_Work instructions_
Return every line of the data below that includes the string "this".

_Given records_
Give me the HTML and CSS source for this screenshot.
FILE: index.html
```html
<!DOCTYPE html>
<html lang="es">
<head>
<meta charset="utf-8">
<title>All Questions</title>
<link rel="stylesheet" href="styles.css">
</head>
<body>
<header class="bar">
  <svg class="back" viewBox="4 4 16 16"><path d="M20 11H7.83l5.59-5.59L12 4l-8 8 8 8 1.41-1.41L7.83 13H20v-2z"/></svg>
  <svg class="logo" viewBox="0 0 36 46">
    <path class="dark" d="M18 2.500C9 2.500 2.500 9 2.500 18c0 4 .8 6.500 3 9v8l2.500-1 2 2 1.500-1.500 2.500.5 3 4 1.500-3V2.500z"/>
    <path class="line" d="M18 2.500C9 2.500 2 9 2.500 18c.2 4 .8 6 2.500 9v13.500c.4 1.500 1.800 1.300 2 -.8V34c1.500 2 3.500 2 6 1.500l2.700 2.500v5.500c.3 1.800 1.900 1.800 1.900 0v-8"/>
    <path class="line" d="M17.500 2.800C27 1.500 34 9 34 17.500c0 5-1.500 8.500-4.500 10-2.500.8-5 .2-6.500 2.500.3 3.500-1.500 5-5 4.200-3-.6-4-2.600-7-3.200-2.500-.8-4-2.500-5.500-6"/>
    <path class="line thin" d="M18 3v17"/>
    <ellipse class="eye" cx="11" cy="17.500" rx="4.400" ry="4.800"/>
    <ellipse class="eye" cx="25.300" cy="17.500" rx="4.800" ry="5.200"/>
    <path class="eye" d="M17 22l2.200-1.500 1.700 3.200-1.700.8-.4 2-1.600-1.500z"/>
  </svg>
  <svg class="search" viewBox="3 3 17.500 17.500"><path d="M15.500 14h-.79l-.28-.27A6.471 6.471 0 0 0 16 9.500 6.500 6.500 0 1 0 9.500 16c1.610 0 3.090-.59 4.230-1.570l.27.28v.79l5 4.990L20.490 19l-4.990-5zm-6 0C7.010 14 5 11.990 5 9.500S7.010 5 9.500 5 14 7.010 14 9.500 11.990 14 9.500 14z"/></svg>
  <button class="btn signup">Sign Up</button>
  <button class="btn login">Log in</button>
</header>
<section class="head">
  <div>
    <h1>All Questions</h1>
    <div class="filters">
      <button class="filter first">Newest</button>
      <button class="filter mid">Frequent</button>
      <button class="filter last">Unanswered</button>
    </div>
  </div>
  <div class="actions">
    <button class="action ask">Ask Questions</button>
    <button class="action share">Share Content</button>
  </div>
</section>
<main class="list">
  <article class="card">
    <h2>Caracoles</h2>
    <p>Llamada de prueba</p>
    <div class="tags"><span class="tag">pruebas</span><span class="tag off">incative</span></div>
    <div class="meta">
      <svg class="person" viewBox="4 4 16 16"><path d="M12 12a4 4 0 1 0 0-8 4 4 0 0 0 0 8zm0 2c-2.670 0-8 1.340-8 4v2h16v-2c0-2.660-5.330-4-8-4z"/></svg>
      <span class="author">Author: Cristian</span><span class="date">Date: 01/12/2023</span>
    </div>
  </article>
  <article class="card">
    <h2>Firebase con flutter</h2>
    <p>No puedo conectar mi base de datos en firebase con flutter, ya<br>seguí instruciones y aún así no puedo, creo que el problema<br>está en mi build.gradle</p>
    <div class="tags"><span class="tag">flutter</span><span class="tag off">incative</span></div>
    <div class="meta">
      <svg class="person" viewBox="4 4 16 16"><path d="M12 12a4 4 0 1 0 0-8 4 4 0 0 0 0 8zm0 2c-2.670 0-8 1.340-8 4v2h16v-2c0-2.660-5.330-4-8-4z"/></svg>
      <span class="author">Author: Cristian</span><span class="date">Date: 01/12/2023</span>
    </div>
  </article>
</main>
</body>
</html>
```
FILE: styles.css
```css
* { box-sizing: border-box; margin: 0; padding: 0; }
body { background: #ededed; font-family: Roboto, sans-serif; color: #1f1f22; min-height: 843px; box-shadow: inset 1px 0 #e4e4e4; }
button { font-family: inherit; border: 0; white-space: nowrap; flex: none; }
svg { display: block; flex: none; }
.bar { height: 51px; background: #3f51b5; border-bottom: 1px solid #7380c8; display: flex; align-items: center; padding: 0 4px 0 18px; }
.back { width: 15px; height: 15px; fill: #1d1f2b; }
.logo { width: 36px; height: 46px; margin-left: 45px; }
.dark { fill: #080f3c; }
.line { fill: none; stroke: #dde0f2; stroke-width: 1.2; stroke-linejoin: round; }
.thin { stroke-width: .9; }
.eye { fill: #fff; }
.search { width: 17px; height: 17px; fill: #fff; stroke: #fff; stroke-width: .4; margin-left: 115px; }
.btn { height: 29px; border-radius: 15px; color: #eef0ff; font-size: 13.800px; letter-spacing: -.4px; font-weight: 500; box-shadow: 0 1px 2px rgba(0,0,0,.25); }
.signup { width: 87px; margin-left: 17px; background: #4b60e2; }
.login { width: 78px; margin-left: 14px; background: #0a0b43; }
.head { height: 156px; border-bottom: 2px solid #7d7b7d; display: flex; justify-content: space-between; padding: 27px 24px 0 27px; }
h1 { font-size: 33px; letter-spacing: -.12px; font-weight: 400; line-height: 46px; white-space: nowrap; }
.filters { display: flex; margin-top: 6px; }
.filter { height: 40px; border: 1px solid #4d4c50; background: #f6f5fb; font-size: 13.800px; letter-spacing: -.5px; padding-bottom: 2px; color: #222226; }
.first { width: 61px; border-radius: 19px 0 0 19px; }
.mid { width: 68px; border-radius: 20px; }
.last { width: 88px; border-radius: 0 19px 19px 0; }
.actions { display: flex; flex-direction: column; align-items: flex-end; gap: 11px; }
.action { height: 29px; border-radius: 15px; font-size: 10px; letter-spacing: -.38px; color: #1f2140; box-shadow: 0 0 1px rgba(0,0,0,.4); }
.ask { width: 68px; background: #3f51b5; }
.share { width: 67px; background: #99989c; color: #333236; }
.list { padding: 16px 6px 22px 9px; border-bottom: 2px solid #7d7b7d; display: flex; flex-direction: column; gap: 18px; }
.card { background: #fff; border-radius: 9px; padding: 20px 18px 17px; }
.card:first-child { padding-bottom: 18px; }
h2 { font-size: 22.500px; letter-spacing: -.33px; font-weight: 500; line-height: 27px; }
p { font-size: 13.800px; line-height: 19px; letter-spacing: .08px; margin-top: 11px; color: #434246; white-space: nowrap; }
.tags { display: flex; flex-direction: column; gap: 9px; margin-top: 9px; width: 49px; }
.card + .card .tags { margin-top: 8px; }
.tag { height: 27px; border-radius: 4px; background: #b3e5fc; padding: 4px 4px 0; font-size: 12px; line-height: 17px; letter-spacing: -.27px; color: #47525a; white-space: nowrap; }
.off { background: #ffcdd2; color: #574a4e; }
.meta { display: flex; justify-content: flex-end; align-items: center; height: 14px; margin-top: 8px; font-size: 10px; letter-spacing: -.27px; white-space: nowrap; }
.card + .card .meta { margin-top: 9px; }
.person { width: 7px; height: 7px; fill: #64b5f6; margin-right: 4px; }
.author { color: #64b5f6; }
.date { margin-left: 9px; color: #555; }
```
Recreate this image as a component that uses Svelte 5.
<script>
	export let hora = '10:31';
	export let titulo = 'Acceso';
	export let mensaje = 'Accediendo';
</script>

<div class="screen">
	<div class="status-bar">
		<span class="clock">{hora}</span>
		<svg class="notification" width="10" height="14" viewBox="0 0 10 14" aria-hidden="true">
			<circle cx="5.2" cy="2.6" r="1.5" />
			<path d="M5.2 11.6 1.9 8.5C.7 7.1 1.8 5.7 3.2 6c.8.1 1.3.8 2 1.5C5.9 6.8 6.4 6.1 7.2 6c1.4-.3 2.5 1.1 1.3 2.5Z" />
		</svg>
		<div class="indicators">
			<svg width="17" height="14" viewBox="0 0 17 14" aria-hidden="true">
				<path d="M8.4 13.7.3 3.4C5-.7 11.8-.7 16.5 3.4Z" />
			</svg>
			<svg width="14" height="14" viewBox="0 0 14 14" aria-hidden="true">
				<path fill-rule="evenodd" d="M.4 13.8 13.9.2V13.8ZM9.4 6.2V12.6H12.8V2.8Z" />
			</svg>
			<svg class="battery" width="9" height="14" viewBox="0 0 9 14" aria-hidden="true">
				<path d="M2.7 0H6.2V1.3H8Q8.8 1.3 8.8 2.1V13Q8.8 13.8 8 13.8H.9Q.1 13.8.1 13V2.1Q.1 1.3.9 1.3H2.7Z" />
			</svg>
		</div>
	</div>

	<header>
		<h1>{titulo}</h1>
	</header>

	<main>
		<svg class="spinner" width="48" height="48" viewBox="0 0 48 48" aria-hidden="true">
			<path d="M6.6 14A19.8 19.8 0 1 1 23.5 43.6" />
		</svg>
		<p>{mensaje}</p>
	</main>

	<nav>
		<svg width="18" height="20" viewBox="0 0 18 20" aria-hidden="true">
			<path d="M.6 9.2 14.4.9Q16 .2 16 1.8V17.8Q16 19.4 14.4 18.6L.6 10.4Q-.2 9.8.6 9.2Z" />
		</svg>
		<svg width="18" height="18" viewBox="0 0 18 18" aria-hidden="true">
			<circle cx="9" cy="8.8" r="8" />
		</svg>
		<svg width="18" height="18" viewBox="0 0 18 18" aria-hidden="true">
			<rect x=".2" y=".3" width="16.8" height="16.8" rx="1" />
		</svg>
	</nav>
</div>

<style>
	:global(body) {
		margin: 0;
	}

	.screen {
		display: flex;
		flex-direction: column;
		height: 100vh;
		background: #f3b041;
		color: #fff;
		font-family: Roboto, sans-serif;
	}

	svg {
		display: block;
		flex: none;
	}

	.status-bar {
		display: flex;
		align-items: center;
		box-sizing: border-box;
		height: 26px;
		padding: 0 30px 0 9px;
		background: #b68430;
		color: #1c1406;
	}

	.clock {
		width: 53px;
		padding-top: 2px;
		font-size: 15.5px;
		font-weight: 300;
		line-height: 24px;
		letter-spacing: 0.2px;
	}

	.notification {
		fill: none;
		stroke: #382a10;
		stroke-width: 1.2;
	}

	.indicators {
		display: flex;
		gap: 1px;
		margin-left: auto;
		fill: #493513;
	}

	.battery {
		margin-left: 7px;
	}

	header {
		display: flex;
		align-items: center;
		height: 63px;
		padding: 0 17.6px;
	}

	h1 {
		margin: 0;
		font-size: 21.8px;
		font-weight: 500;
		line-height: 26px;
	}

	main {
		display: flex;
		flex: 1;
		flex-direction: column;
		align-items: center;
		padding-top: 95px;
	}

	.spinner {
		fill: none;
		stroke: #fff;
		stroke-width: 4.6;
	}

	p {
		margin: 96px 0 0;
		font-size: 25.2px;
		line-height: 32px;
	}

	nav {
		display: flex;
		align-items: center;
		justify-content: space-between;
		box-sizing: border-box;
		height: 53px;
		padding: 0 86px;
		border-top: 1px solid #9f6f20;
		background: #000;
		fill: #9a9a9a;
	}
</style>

_Answer below_
Give me the HTML and CSS source for this screenshot.
Recreate this image as a component that uses Svelte 5.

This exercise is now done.